The U.S. Department of Education announced Aug. 19 that it anticipates rescinding parts of a rule enacted by the Trump administration that forces universities to financially support religious student groups that discriminate.
This November 2020 reinterpretation of the Free Inquiry Rule has been challenged in court by Americans United for Separation of Church and State and American Atheists, on behalf of the Secular Student Alliance and a California university student.
The legal challenge, Secular Student Alliance v. U.S. Department of Education, was filed on Jan. 19, 2021, the final day of the Trump administration.
According to the Trump administration change, public colleges and universities are required to exempt religious student clubs from nondiscrimination requirements that apply to all other student clubs officially recognized by the schools and funded by activity fees paid by all students. The rule gives student clubs the right to use religion to discriminate while still receiving official university recognition and funding.
The rule gives student clubs the right to use religion to discriminate while still receiving official university recognition and funding.
Often, this discrimination targets students who are LGBTQ, differently abled, religious minorities or nonreligious. Already, faith-based schools are allowed to apply to the Department of Education for exemptions to federal anti-discrimination laws and that, too, is being challenged in court by another class-action lawsuit.
The lawsuit regarding the Free Inquiry Rule argues that former Secretary of Education Betsy DeVos did not have authority to issue the new interpretation, ignored the harms that the rule will cause to students and their schools, and imposed requirements that directly conflict with the U.S. Constitution as well as statutory nondiscrimination laws.
In announcing the review and likely reversal of the Trump administration rule, Michelle Asha Cooper, acting assistant secretary for the Office of Postsecondary Education, said, “all institutions of higher education receiving Federal financial assistance must comply with applicable federal statutes and regulations that prohibit discrimination.”
While review the last-minute Trump regulations, the current Department of Education staff will keep in mind the importance of First Amendment protections, nondiscrimination requirements and the promotion of inclusive learning environments for all students, she said. “Following completion of our review, we anticipate publishing a notice of proposed rulemaking in the Federal Register to propose rescinding parts of the Free Inquiry Rule.”
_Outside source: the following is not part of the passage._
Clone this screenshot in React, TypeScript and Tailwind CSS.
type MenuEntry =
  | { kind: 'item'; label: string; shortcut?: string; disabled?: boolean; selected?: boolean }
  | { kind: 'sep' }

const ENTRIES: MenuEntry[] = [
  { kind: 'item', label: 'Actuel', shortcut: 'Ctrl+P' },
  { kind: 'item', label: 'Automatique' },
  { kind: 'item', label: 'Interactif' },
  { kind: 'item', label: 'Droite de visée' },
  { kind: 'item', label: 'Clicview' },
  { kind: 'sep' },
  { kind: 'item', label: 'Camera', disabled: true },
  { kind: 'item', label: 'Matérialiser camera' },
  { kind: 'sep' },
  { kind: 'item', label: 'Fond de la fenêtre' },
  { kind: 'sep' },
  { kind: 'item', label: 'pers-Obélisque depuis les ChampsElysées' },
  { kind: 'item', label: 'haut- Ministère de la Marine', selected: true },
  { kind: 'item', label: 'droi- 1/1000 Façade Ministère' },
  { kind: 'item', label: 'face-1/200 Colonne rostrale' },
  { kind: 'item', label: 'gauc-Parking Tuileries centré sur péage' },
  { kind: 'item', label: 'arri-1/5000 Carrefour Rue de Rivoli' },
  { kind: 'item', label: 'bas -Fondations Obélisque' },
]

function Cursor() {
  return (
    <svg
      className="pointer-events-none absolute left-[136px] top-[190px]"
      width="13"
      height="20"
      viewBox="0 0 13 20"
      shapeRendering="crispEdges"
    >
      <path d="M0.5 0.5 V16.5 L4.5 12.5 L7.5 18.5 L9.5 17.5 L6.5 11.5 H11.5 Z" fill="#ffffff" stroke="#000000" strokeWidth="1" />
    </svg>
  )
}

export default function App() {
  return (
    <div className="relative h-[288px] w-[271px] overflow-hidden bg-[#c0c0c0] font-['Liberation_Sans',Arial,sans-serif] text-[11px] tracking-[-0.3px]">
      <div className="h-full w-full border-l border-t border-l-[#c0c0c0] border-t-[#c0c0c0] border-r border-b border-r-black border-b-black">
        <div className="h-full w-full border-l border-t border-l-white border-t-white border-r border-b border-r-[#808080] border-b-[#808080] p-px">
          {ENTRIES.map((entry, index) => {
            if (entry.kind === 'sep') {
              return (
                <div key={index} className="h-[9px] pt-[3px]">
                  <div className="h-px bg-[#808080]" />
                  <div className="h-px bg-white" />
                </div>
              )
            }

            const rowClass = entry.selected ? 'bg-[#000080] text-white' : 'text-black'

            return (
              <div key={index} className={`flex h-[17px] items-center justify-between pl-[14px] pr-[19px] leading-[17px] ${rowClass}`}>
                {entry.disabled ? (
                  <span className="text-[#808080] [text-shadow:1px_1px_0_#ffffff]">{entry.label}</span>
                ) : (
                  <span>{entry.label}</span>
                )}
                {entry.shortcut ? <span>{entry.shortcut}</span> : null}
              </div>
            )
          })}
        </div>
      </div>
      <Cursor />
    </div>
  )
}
“Compliance with nondiscrimination requirements must be in a manner consistent with the First Amendment.”
That would, in turn, open a period of public comment before the changes could be finalized.
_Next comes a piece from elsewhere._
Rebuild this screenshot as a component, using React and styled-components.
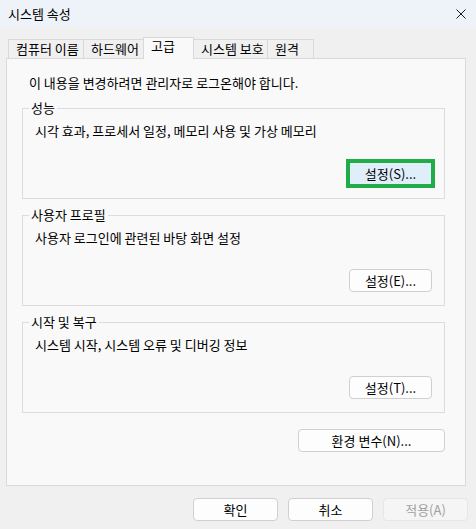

But Cooper asserted: “Throughout this process and beyond, public colleges and universities must ensure protection of First Amendment freedoms, including religious freedom and freedom of association, which long predate the Free Inquiry Rule. Compliance with nondiscrimination requirements must be in a manner consistent with the First Amendment.”
Americans United and the other advocates in the lawsuit welcomed this news and said they will ask the U.S. District Court for the District of Columbia to stay the lawsuit to give the department time to rescind its regulation.
“We applaud the Department of Education for its willingness to reconsider this harmful regulation, and for sending the message to colleges, universities and their students that this wrong may soon be righted,” said Richard Katskee, vice president and legal director of Americans United. “We anticipate that the Biden administration will agree with us that discrimination has no place in our public colleges and universities — even if religion is used to justify it.”